Produce an exact transcription of the listing below, omitting the pictures.

* * *

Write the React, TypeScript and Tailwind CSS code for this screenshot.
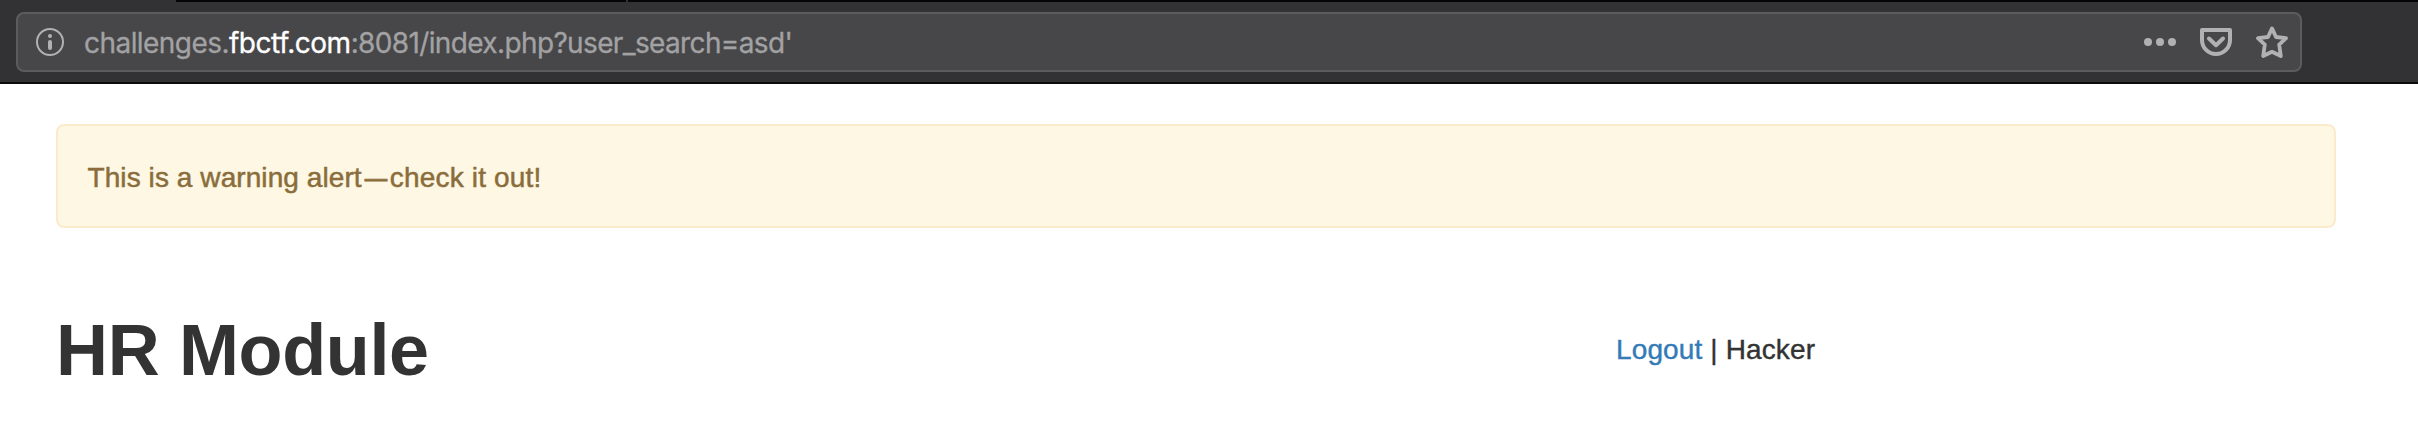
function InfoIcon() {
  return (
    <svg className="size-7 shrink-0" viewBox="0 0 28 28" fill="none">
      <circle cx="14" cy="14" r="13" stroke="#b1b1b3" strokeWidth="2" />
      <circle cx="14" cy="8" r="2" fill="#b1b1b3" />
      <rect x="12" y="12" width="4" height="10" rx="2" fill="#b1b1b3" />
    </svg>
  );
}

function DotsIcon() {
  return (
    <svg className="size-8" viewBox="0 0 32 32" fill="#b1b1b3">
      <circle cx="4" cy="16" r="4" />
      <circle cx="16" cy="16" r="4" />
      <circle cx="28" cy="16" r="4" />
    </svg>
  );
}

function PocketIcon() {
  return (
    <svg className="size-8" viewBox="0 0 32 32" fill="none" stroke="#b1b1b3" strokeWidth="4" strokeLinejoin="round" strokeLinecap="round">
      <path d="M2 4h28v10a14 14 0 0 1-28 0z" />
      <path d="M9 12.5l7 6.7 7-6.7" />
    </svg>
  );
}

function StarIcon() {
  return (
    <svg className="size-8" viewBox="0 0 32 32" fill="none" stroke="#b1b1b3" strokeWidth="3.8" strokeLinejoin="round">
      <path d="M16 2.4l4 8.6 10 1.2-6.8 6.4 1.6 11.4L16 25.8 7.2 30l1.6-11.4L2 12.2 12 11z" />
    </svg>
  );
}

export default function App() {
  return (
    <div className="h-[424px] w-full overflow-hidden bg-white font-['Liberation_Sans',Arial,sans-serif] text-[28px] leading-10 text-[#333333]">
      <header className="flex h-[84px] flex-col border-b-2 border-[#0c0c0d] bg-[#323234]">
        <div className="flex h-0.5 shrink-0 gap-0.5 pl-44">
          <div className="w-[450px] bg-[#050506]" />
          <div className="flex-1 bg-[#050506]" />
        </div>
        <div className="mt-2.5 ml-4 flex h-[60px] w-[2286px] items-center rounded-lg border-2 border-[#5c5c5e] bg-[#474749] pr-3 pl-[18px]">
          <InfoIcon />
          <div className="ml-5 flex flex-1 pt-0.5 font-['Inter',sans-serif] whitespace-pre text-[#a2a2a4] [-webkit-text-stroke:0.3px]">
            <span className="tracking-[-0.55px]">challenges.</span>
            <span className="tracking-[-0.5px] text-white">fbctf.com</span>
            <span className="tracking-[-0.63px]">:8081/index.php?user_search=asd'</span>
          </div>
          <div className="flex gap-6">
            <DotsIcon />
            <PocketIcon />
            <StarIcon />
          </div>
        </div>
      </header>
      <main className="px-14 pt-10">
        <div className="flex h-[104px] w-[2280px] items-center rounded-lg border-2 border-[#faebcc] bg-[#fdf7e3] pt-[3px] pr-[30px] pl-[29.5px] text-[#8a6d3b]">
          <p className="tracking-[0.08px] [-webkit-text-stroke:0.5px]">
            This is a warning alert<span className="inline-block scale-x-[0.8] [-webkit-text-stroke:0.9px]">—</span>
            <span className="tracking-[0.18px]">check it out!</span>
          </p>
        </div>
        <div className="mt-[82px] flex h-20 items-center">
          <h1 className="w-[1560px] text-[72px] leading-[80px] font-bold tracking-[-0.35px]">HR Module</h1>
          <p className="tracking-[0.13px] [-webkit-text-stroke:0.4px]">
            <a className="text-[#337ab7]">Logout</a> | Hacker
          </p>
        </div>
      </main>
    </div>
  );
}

* * *

*EXERCISE OUTPUT:*
Write the React, TypeScript and Tailwind CSS code for this screenshot.
function InfoIcon() {
  return (
    <svg className="size-7 shrink-0" viewBox="0 0 28 28" fill="none">
      <circle cx="14" cy="14" r="13" stroke="#b1b1b3" strokeWidth="2" />
      <circle cx="14" cy="8" r="2" fill="#b1b1b3" />
      <rect x="12" y="12" width="4" height="10" rx="2" fill="#b1b1b3" />
    </svg>
  );
}

function DotsIcon() {
  return (
    <svg className="size-8" viewBox="0 0 32 32" fill="#b1b1b3">
      <circle cx="4" cy="16" r="4" />
      <circle cx="16" cy="16" r="4" />
      <circle cx="28" cy="16" r="4" />
    </svg>
  );
}

function PocketIcon() {
  return (
    <svg className="size-8" viewBox="0 0 32 32" fill="none" stroke="#b1b1b3" strokeWidth="4" strokeLinejoin="round" strokeLinecap="round">
      <path d="M2 4h28v10a14 14 0 0 1-28 0z" />
      <path d="M9 12.5l7 6.7 7-6.7" />
    </svg>
  );
}

function StarIcon() {
  return (
    <svg className="size-8" viewBox="0 0 32 32" fill="none" stroke="#b1b1b3" strokeWidth="3.8" strokeLinejoin="round">
      <path d="M16 2.4l4 8.6 10 1.2-6.8 6.4 1.6 11.4L16 25.8 7.2 30l1.6-11.4L2 12.2 12 11z" />
    </svg>
  );
}

export default function App() {
  return (
    <div className="h-[424px] w-full overflow-hidden bg-white font-['Liberation_Sans',Arial,sans-serif] text-[28px] leading-10 text-[#333333]">
      <header className="flex h-[84px] flex-col border-b-2 border-[#0c0c0d] bg-[#323234]">
        <div className="flex h-0.5 shrink-0 gap-0.5 pl-44">
          <div className="w-[450px] bg-[#050506]" />
          <div className="flex-1 bg-[#050506]" />
        </div>
        <div className="mt-2.5 ml-4 flex h-[60px] w-[2286px] items-center rounded-lg border-2 border-[#5c5c5e] bg-[#474749] pr-3 pl-[18px]">
          <InfoIcon />
          <div className="ml-5 flex flex-1 pt-0.5 font-['Inter',sans-serif] whitespace-pre text-[#a2a2a4] [-webkit-text-stroke:0.3px]">
            <span className="tracking-[-0.55px]">challenges.</span>
            <span className="tracking-[-0.5px] text-white">fbctf.com</span>
            <span className="tracking-[-0.63px]">:8081/index.php?user_search=asd'</span>
          </div>
          <div className="flex gap-6">
            <DotsIcon />
            <PocketIcon />
            <StarIcon />
          </div>
        </div>
      </header>
      <main className="px-14 pt-10">
        <div className="flex h-[104px] w-[2280px] items-center rounded-lg border-2 border-[#faebcc] bg-[#fdf7e3] pt-[3px] pr-[30px] pl-[29.5px] text-[#8a6d3b]">
          <p className="tracking-[0.08px] [-webkit-text-stroke:0.5px]">
            This is a warning alert<span className="inline-block scale-x-[0.8] [-webkit-text-stroke:0.9px]">—</span>
            <span className="tracking-[0.18px]">check it out!</span>
          </p>
        </div>
        <div className="mt-[82px] flex h-20 items-center">
          <h1 className="w-[1560px] text-[72px] leading-[80px] font-bold tracking-[-0.35px]">HR Module</h1>
          <p className="tracking-[0.13px] [-webkit-text-stroke:0.4px]">
            <a className="text-[#337ab7]">Logout</a> | Hacker
          </p>
        </div>
      </main>
    </div>
  );
}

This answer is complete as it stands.